** Dataset content **

** Start **

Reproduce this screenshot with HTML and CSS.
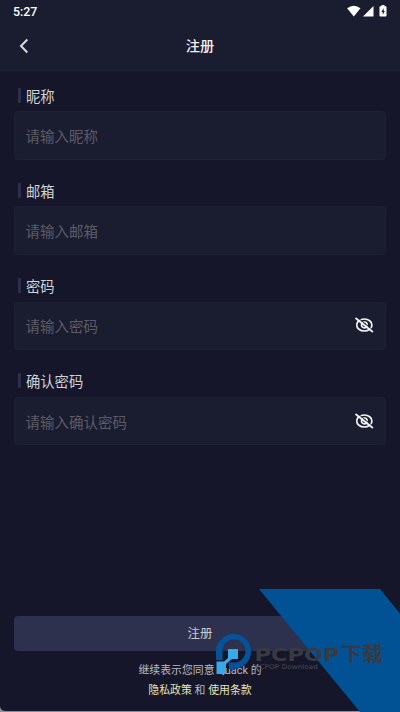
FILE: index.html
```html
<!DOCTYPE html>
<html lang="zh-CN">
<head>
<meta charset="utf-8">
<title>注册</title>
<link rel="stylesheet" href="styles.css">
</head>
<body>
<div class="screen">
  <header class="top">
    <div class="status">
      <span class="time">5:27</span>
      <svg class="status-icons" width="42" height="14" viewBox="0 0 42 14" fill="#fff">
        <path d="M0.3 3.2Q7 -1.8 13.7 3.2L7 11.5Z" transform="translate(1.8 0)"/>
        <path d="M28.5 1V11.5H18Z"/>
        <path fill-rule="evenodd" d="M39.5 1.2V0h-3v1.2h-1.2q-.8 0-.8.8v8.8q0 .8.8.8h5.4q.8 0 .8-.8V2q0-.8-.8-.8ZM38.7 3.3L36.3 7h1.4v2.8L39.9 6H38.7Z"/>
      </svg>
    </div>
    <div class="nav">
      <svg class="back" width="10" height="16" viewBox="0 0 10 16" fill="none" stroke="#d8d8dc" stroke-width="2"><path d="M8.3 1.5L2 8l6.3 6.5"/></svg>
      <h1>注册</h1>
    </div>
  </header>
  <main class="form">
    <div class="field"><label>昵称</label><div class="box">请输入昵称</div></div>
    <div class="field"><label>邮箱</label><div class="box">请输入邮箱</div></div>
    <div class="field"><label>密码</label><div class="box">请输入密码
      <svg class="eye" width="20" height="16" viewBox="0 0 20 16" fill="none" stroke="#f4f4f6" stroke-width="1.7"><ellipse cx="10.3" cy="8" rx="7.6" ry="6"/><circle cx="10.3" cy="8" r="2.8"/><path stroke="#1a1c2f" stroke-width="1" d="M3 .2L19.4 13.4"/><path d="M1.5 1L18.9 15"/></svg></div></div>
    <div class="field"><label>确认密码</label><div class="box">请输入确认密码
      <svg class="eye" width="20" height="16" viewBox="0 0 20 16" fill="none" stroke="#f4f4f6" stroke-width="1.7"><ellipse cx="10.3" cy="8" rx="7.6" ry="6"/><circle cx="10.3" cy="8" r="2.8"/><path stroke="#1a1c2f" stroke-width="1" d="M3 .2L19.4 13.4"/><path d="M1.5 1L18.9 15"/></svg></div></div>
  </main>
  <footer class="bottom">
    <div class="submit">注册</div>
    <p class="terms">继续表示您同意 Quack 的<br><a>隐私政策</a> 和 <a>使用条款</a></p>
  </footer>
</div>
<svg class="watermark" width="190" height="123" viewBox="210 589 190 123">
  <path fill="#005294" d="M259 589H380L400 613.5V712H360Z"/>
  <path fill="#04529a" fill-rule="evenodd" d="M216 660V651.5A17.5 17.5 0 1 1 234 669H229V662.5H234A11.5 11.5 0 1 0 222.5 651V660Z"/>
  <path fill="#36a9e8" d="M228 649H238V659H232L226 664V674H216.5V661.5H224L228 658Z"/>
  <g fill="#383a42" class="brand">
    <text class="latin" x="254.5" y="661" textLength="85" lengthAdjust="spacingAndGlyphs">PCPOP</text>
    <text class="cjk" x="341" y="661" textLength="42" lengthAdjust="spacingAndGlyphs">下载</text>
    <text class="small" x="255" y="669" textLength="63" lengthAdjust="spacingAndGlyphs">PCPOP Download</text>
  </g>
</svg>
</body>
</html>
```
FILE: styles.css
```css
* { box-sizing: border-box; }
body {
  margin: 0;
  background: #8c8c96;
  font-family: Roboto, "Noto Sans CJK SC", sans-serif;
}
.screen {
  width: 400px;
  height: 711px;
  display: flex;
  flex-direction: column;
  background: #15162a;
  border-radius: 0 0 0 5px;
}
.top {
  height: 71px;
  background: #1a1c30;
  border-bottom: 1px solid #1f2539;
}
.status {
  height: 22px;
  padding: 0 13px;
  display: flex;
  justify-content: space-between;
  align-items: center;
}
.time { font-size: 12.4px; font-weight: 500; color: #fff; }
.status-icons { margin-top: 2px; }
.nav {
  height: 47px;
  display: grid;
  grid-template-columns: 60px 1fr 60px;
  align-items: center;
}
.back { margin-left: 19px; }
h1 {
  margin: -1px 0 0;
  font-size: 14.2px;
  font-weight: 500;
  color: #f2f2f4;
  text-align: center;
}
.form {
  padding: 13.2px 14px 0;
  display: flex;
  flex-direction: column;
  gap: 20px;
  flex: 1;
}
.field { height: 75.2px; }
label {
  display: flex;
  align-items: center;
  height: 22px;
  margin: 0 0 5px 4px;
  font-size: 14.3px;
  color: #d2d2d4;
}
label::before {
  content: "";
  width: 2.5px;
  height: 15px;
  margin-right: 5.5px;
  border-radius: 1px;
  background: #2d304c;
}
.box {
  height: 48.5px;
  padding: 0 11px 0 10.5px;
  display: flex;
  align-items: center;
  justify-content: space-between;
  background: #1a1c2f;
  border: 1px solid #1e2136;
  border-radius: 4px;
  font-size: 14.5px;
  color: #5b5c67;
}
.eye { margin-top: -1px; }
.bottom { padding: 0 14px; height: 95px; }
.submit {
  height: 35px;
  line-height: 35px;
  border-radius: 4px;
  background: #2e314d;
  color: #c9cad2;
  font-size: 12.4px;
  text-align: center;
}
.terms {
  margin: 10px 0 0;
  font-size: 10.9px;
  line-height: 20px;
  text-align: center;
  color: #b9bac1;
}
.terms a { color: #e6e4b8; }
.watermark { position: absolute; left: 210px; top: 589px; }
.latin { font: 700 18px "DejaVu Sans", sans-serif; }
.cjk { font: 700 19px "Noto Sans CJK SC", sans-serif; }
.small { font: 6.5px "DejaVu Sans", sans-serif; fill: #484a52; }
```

** End **

** Instructions to follow **
Reproduce the listing word for word and omit its pictures.

** Final answer **
Reproduce this screenshot with HTML and CSS.
FILE: index.html
```html
<!DOCTYPE html>
<html lang="zh-CN">
<head>
<meta charset="utf-8">
<title>注册</title>
<link rel="stylesheet" href="styles.css">
</head>
<body>
<div class="screen">
  <header class="top">
    <div class="status">
      <span class="time">5:27</span>
      <svg class="status-icons" width="42" height="14" viewBox="0 0 42 14" fill="#fff">
        <path d="M0.3 3.2Q7 -1.8 13.7 3.2L7 11.5Z" transform="translate(1.8 0)"/>
        <path d="M28.5 1V11.5H18Z"/>
        <path fill-rule="evenodd" d="M39.5 1.2V0h-3v1.2h-1.2q-.8 0-.8.8v8.8q0 .8.8.8h5.4q.8 0 .8-.8V2q0-.8-.8-.8ZM38.7 3.3L36.3 7h1.4v2.8L39.9 6H38.7Z"/>
      </svg>
    </div>
    <div class="nav">
      <svg class="back" width="10" height="16" viewBox="0 0 10 16" fill="none" stroke="#d8d8dc" stroke-width="2"><path d="M8.3 1.5L2 8l6.3 6.5"/></svg>
      <h1>注册</h1>
    </div>
  </header>
  <main class="form">
    <div class="field"><label>昵称</label><div class="box">请输入昵称</div></div>
    <div class="field"><label>邮箱</label><div class="box">请输入邮箱</div></div>
    <div class="field"><label>密码</label><div class="box">请输入密码
      <svg class="eye" width="20" height="16" viewBox="0 0 20 16" fill="none" stroke="#f4f4f6" stroke-width="1.7"><ellipse cx="10.3" cy="8" rx="7.6" ry="6"/><circle cx="10.3" cy="8" r="2.8"/><path stroke="#1a1c2f" stroke-width="1" d="M3 .2L19.4 13.4"/><path d="M1.5 1L18.9 15"/></svg></div></div>
    <div class="field"><label>确认密码</label><div class="box">请输入确认密码
      <svg class="eye" width="20" height="16" viewBox="0 0 20 16" fill="none" stroke="#f4f4f6" stroke-width="1.7"><ellipse cx="10.3" cy="8" rx="7.6" ry="6"/><circle cx="10.3" cy="8" r="2.8"/><path stroke="#1a1c2f" stroke-width="1" d="M3 .2L19.4 13.4"/><path d="M1.5 1L18.9 15"/></svg></div></div>
  </main>
  <footer class="bottom">
    <div class="submit">注册</div>
    <p class="terms">继续表示您同意 Quack 的<br><a>隐私政策</a> 和 <a>使用条款</a></p>
  </footer>
</div>
<svg class="watermark" width="190" height="123" viewBox="210 589 190 123">
  <path fill="#005294" d="M259 589H380L400 613.5V712H360Z"/>
  <path fill="#04529a" fill-rule="evenodd" d="M216 660V651.5A17.5 17.5 0 1 1 234 669H229V662.5H234A11.5 11.5 0 1 0 222.5 651V660Z"/>
  <path fill="#36a9e8" d="M228 649H238V659H232L226 664V674H216.5V661.5H224L228 658Z"/>
  <g fill="#383a42" class="brand">
    <text class="latin" x="254.5" y="661" textLength="85" lengthAdjust="spacingAndGlyphs">PCPOP</text>
    <text class="cjk" x="341" y="661" textLength="42" lengthAdjust="spacingAndGlyphs">下载</text>
    <text class="small" x="255" y="669" textLength="63" lengthAdjust="spacingAndGlyphs">PCPOP Download</text>
  </g>
</svg>
</body>
</html>
```
FILE: styles.css
```css
* { box-sizing: border-box; }
body {
  margin: 0;
  background: #8c8c96;
  font-family: Roboto, "Noto Sans CJK SC", sans-serif;
}
.screen {
  width: 400px;
  height: 711px;
  display: flex;
  flex-direction: column;
  background: #15162a;
  border-radius: 0 0 0 5px;
}
.top {
  height: 71px;
  background: #1a1c30;
  border-bottom: 1px solid #1f2539;
}
.status {
  height: 22px;
  padding: 0 13px;
  display: flex;
  justify-content: space-between;
  align-items: center;
}
.time { font-size: 12.4px; font-weight: 500; color: #fff; }
.status-icons { margin-top: 2px; }
.nav {
  height: 47px;
  display: grid;
  grid-template-columns: 60px 1fr 60px;
  align-items: center;
}
.back { margin-left: 19px; }
h1 {
  margin: -1px 0 0;
  font-size: 14.2px;
  font-weight: 500;
  color: #f2f2f4;
  text-align: center;
}
.form {
  padding: 13.2px 14px 0;
  display: flex;
  flex-direction: column;
  gap: 20px;
  flex: 1;
}
.field { height: 75.2px; }
label {
  display: flex;
  align-items: center;
  height: 22px;
  margin: 0 0 5px 4px;
  font-size: 14.3px;
  color: #d2d2d4;
}
label::before {
  content: "";
  width: 2.5px;
  height: 15px;
  margin-right: 5.5px;
  border-radius: 1px;
  background: #2d304c;
}
.box {
  height: 48.5px;
  padding: 0 11px 0 10.5px;
  display: flex;
  align-items: center;
  justify-content: space-between;
  background: #1a1c2f;
  border: 1px solid #1e2136;
  border-radius: 4px;
  font-size: 14.5px;
  color: #5b5c67;
}
.eye { margin-top: -1px; }
.bottom { padding: 0 14px; height: 95px; }
.submit {
  height: 35px;
  line-height: 35px;
  border-radius: 4px;
  background: #2e314d;
  color: #c9cad2;
  font-size: 12.4px;
  text-align: center;
}
.terms {
  margin: 10px 0 0;
  font-size: 10.9px;
  line-height: 20px;
  text-align: center;
  color: #b9bac1;
}
.terms a { color: #e6e4b8; }
.watermark { position: absolute; left: 210px; top: 589px; }
.latin { font: 700 18px "DejaVu Sans", sans-serif; }
.cjk { font: 700 19px "Noto Sans CJK SC", sans-serif; }
.small { font: 6.5px "DejaVu Sans", sans-serif; fill: #484a52; }
```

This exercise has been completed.